In questa prospettiva la storia dell’umanità e quella di ogni singolo individuo appaiono, nella loro paradossalità, come un continuo anelito a qualcosa che già possediamo da sempre senza saperlo, perché non guardiamo nella giusta direzione. Perché separandoci e allontanandoci dall’altro e dai noi stessi, ci separiamo e ci allontaniamo anche da Dio e dall’amore.

Molti secoli fa S. Agostino, la cui testimonianza spirituale è, com’è noto, ben presente alla riflessione dell’attuale pontefice, rivolgendosi a Dio così scriveva: «dov’ero quando ti cercavo? Tu eri davanti a me, ma io mi ero allontanato da me e non mi ritrovavo. Tanto meno ritrovavo te».

 

Dall’eros all’agape

È necessario, dunque, ritornare pienamente a se stessi per poi aprirsi all’esterno in modo nuovo, facendo sì che l’amore inteso come eros, come desiderio e anelito verso qualcosa di cui si sente la mancanza, e che si vorrebbe possedere, maturi e si trasformi in agape, amore donativo, pronto anche alla rinuncia e al sacrificio, capace di uscire da se stesso e andare verso l’altro.

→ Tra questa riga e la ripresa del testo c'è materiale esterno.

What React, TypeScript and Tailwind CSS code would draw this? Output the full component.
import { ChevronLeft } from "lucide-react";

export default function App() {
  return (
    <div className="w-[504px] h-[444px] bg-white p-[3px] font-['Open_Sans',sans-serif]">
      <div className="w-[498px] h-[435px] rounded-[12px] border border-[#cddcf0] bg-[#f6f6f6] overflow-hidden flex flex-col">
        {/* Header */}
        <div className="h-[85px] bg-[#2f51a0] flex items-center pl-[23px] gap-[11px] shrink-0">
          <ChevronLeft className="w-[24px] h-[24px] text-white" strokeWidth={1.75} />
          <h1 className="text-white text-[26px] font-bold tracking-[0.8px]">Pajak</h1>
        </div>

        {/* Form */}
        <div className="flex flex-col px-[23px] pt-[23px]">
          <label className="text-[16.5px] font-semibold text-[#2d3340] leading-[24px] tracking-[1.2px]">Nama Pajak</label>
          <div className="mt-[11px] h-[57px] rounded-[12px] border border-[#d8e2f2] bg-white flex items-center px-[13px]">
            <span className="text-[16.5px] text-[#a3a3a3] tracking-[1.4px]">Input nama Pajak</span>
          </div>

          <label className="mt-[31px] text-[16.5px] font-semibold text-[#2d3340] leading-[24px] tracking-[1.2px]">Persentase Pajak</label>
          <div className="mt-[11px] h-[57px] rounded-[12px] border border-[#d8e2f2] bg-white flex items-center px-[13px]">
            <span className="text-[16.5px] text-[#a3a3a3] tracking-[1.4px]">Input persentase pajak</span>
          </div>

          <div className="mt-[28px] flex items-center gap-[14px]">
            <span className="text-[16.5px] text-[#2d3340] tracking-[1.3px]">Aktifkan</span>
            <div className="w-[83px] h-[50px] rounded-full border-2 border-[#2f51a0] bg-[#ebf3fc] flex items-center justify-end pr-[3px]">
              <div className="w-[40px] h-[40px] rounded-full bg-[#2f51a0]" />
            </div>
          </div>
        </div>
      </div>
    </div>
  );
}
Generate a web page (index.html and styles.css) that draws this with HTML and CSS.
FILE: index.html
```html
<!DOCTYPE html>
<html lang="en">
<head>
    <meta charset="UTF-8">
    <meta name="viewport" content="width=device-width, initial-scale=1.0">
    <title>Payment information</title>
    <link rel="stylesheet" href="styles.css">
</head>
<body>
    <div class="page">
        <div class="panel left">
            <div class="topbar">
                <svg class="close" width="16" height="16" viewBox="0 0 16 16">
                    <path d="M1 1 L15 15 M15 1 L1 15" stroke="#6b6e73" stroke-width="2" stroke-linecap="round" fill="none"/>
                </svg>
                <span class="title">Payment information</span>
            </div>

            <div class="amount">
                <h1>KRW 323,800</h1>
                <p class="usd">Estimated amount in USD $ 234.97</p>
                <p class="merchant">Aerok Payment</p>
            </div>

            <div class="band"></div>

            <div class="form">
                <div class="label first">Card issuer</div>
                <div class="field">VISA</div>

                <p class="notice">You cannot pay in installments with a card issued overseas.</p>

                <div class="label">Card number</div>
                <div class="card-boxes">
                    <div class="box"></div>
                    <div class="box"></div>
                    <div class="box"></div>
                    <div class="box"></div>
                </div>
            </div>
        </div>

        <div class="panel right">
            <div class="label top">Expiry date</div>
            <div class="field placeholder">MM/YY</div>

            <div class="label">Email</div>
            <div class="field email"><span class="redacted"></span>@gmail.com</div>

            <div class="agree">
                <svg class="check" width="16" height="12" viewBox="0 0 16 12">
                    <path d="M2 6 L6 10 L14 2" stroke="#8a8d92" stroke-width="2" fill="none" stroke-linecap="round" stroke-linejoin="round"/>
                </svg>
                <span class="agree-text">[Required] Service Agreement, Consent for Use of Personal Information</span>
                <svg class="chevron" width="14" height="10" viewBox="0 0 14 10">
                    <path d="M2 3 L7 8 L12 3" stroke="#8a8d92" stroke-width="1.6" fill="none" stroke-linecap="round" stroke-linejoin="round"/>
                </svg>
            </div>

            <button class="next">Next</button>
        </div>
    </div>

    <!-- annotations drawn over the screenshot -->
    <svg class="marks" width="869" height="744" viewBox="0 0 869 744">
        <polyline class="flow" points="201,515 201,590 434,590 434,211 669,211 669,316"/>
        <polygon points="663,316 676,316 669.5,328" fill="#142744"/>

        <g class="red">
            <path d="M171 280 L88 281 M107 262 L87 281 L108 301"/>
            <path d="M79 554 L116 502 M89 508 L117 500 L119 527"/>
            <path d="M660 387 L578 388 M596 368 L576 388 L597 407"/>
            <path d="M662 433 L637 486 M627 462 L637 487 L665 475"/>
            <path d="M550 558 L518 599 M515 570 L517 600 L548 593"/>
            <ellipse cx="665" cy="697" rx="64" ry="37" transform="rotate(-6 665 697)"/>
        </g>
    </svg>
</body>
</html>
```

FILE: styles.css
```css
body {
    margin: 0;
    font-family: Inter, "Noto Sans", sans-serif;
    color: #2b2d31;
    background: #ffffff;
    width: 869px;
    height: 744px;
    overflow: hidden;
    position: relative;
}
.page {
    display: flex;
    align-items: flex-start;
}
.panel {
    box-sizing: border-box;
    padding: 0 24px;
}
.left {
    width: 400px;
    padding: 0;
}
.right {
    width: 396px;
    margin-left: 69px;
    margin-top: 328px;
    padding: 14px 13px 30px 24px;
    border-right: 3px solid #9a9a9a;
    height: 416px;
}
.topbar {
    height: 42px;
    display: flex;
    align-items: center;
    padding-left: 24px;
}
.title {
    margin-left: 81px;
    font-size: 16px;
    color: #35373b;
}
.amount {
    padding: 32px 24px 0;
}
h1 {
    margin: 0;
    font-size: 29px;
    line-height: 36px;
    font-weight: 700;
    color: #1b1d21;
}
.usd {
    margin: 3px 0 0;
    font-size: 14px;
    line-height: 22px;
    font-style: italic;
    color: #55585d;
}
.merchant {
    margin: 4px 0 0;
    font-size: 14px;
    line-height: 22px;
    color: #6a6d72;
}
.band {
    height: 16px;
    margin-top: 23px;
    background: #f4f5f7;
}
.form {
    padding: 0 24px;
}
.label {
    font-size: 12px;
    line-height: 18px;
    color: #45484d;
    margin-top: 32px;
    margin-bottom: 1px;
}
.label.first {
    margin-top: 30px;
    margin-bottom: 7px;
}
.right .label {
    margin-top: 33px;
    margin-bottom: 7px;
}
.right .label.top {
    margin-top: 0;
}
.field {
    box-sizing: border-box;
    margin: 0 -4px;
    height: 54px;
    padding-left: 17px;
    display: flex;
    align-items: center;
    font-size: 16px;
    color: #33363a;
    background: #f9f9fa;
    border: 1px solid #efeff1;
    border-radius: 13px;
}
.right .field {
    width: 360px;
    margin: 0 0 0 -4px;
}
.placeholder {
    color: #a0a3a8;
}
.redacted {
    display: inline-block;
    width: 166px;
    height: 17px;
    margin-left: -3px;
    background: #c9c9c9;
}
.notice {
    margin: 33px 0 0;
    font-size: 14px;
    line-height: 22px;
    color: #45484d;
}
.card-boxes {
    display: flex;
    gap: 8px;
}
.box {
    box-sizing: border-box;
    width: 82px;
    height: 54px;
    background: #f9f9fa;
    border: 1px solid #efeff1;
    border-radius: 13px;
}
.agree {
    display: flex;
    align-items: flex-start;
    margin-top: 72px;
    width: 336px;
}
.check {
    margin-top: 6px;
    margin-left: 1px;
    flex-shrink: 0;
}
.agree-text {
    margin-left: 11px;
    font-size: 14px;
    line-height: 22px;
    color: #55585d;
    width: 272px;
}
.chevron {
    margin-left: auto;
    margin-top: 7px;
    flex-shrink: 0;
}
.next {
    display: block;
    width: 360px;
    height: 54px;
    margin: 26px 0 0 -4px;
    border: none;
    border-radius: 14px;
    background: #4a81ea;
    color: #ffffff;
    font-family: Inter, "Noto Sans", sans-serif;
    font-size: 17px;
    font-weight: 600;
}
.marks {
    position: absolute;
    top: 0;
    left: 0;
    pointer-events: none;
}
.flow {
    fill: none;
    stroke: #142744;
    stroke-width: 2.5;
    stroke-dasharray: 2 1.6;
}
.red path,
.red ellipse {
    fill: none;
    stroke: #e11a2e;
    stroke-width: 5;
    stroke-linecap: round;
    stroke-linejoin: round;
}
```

Del resto l’elemento in grado di innescare una simile trasformazione non è un merito, né una conquista, ma un dono, quello della fede, che per arrivare al cuore chiede solo che ci si apra ad essa: «Abbiamo creduto all’amore di Dio, così il cristiano può esprimere la scelta fondamentale della sua vita. All’inizio dell’essere cristiano non c’è una decisione etica o una grande idea, bensì l’incontro con un avvenimento, con una persona, che dà alla vita un nuovo orizzonte, e con ciò la direzione decisiva».